To make things worse, these errors can be tricky to pinpoint, because they can appear to come and go without any real recognizable pattern. In this post, I’ll take a look at how this happens, how to look for these errors, and ultimately how to fix them if you can’t change the database schema.
Some sample data
Let’s begin by setting up a kind of EAV-model (entity-attribute-value) table. I’ve simplified the example – we’re not discussing EAVs themselves, but rather conversion issues with incorrect data types:
CREATE TABLE dbo.BunchOfStrings ( ID int IDENTITY(1, 1) NOT NULL, [Type] varchar(10) NOT NULL, StringValue varchar(100) NOT NULL, CONSTRAINT PK_BunchOfStrings PRIMARY KEY CLUSTERED (ID) ); --- A single text value, "xyz" INSERT INTO dbo.BunchOfStrings ([Type], StringValue) VALUES ('String', 'xyz'); --- and bunch of numeric and date values, all stored in the varchar column: WHILE (@@ROWCOUNT<1000) INSERT INTO dbo.BunchOfStrings ([Type], stringValue) SELECT 'Number', CAST(CAST(1000*RAND(CHECKSUM(NEWID())) AS int) AS varchar(100)) FROM dbo.BunchOfStrings UNION ALL SELECT 'Date', CONVERT(varchar(100), DATEADD(hh, 365*24*RAND(CHECKSUM(NEWID())), {d '2016-01-01'}), 121) FROM dbo.BunchOfStrings;
Converting the number values
Right off the bat, let’s see if we can isolate a few numeric values, convert them to int and display them:
SELECT CAST(StringValue AS int) AS NumberValue FROM dbo.BunchOfStrings WHERE [Type]='Number';
Sure enough, the query works, and this is what the query plan looks like:
As you can see, the index really doesn’t do us any good, since it just orders the table by its identity column, resulting in a clustered index scan. The Filter operator isolates only rows where Type=’Number’, and finally Compute Scalar performs the actual data type conversion, turning the string value of each row into an integer value.

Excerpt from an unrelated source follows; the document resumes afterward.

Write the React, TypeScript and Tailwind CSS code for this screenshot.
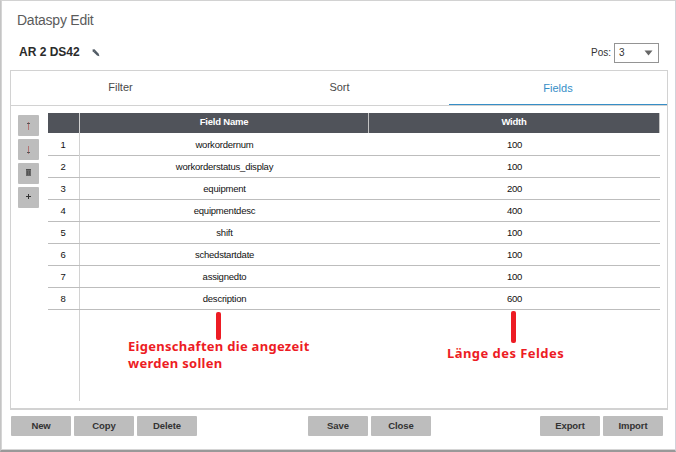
import type { ReactNode } from "react";

const fields = [
  { name: "workordernum", width: 100 },
  { name: "workorderstatus_display", width: 100 },
  { name: "equipment", width: 200 },
  { name: "equipmentdesc", width: 400 },
  { name: "shift", width: 100 },
  { name: "schedstartdate", width: 100 },
  { name: "assignedto", width: 100 },
  { name: "description", width: 600 },
];

function ActionButton({ children }: { children: ReactNode }) {
  return (
    <button className="h-5 w-[60px] rounded-[1px] bg-[#bdbdbd] text-[9.5px] leading-5 font-bold tracking-[-0.1px] text-[#333]">
      {children}
    </button>
  );
}

function ToolButton({ label, children }: { label: string; children: ReactNode }) {
  return (
    <button aria-label={label} className="flex size-[21px] items-center justify-center rounded-[1px] bg-[#bdbdbd]">
      <svg width="21" height="21" viewBox="0 0 21 21" shapeRendering="crispEdges">
        {children}
      </svg>
    </button>
  );
}

function Tab({ label, className }: { label: string; className: string }) {
  return <div className={`h-[34px] text-center text-[11px] ${className}`}>{label}</div>;
}

export default function App() {
  return (
    <div className="relative flex h-[452px] w-[676px] flex-col overflow-hidden border-t border-r border-b-2 border-l border-t-[#d2d2d2] border-r-[#d2d2da] border-b-[#999] border-l-[#c4c4c4] bg-white font-['Liberation_Sans',Arial,sans-serif] text-[#111]">
      <div className="flex h-[449px] flex-col border-b border-l border-[#d5d5d5]">
        <h1 className="h-[34px] pt-[9px] pl-[15px] text-[14px] leading-5 tracking-[-0.24px] text-[#5b5b5b]">Dataspy Edit</h1>
        <div className="flex h-[35px] items-start justify-between pr-4 pl-[17px]">
          <div className="flex items-center pt-[7px]">
            <span className="text-[12px] leading-5 font-bold text-[#2b2b2b]">AR 2 DS42</span>
            <svg className="mt-0.5 ml-3" width="8" height="8" viewBox="0 0 8 8">
              <path d="M0.5 0.5 L2.5 0.3 L6.7 4.7 L7.4 7.3 L5 6.5 L0.7 2.3Z" fill="#505a64" />
              <path d="M1.9 2.9L3 1.7" stroke="#aaa" strokeWidth="0.5" />
            </svg>
          </div>
          <div className="flex items-center pt-2">
            <span className="mr-[3px] text-[10px] leading-5 text-[#333]">Pos:</span>
            <div className="flex h-5 w-[45px] items-center justify-between border border-[#949494] pr-[5px] pl-1">
              <span className="text-[10px] leading-5 text-[#333]">3</span>
              <svg width="9" height="6" viewBox="0 0 9 6">
                <path d="M0.5 0.5H8.5L4.5 5.5Z" fill="#666" />
              </svg>
            </div>
          </div>
        </div>

        <div className="ml-2 flex h-[340px] w-[658px] shrink-0 flex-col border border-b-2 border-[#d2d2d2]">
          <div className="grid h-[35px] shrink-0 grid-cols-[219px_219px_218px] border-b border-[#d2d2d2] text-[#4a4a4a]">
            <Tab label="Filter" className="leading-[32px]" />
            <Tab label="Sort" className="leading-[32px]" />
            <Tab label="Fields" className="border-b border-b-[#368ec7] leading-[34px] text-[#368ec7]" />
          </div>
          <div className="flex items-start pt-[7px] pl-[7px]">
            <div className="mt-0.5 mr-[9px] flex flex-col gap-[3px]">
              <ToolButton label="Move up">
                <path d="M10 7h1v8h-1z" fill="#b27474" />
                <path d="M9 8h3v1h-3z" fill="#555" />
              </ToolButton>
              <ToolButton label="Move down">
                <path d="M10 7h1v8h-1z" fill="#b27474" />
                <path d="M9 13h3v1h-3z" fill="#555" />
              </ToolButton>
              <ToolButton label="Delete field">
                <path d="M8 6h5v1h-5z" fill="#4e4e4e" />
                <path d="M8 7h5v6h-5z" fill="#686868" />
                <path d="M9 8h1v4h-1zM11 8h1v4h-1z" fill="#555" />
              </ToolButton>
              <ToolButton label="Add field">
                <path d="M8 9h5v1h-5zM10 7h1v5h-1z" fill="#333" />
              </ToolButton>
            </div>

            <div className="flex h-[288px] w-[612px] flex-col text-center text-[9.5px] tracking-[-0.22px]">
              <div className="grid h-5 shrink-0 grid-cols-[32px_289px_291px] bg-[#50535a] leading-[18px] font-bold text-white">
                <div className="border-r border-[#d2d2d2]" />
                <div className="border-r border-[#c4c4c4]">Field Name</div>
                <div className="border-r border-[#c4c4c4]">Width</div>
              </div>
              {fields.map((field, index) => (
                <div
                  key={field.name}
                  className="grid h-[22px] shrink-0 grid-cols-[32px_289px_291px] border-b border-[#bdbdbd] leading-[21px] nth-2:h-[23px] nth-2:leading-[23px]"
                >
                  <div className="border-r border-[#d2d2d2] pr-px">{index + 1}</div>
                  <div>{field.name}</div>
                  <div>{field.width}</div>
                </div>
              ))}
              <div className="w-8 grow border-r border-[#d2d2d2]" />
            </div>
          </div>
        </div>

        <div className="flex pt-[6px] pl-[9px]">
          <div className="flex gap-[3px]">
            <ActionButton>New</ActionButton>
            <ActionButton>Copy</ActionButton>
            <ActionButton>Delete</ActionButton>
          </div>
          <div className="ml-[111px] flex gap-[3px]">
            <ActionButton>Save</ActionButton>
            <ActionButton>Close</ActionButton>
          </div>
          <div className="ml-[109px] flex gap-[3px]">
            <ActionButton>Export</ActionButton>
            <ActionButton>Import</ActionButton>
          </div>
        </div>
      </div>

      <div className="absolute top-[311px] left-[215px] h-7 w-[5px] rounded-[2px] bg-[#ed1c24]" />
      <p className="absolute top-[337px] left-[127px] font-['Noto_Sans',sans-serif] text-[13px] leading-[17px] font-bold tracking-[0.28px] whitespace-nowrap text-[#ed1c24]">
        Eigenschaften die angezeit
        <br />
        werden sollen
      </p>
      <div className="absolute top-[310px] left-[510px] h-8 w-[5px] rounded-[2px] bg-[#ed1c24]" />
      <p className="absolute top-[344px] left-[446px] font-['Noto_Sans',sans-serif] text-[13px] leading-[17px] font-bold tracking-[0.45px] whitespace-nowrap text-[#ed1c24]">
        Länge des Feldes
      </p>
    </div>
  );
}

If you hover over the Filter operator, you’ll see that its predicate (the filter condition) is:
[BunchOfStrings].[Type]='Number'
We’ll get back to the predicate in a second. This query works great because every value that we’ve stored with Type=’Number’ is indeed numeric and returns a valid integer upon conversion.
Let’s complicate things, though, and add a second criteria. Take a look at this query:
SELECT CAST(StringValue AS int) AS NumberValue FROM dbo.BunchOfStrings WHERE [Type]='Number' AND CAST(StringValue AS int)<500;
The query plan still contains the same operators:
But the predicate of the Filter operator has changed:
[BunchOfStrings].[Type]=[@1] AND CONVERT(int, [BunchOfStrings].[StringValue], 0)<CONVERT_IMPLICIT(int, [@2], 0)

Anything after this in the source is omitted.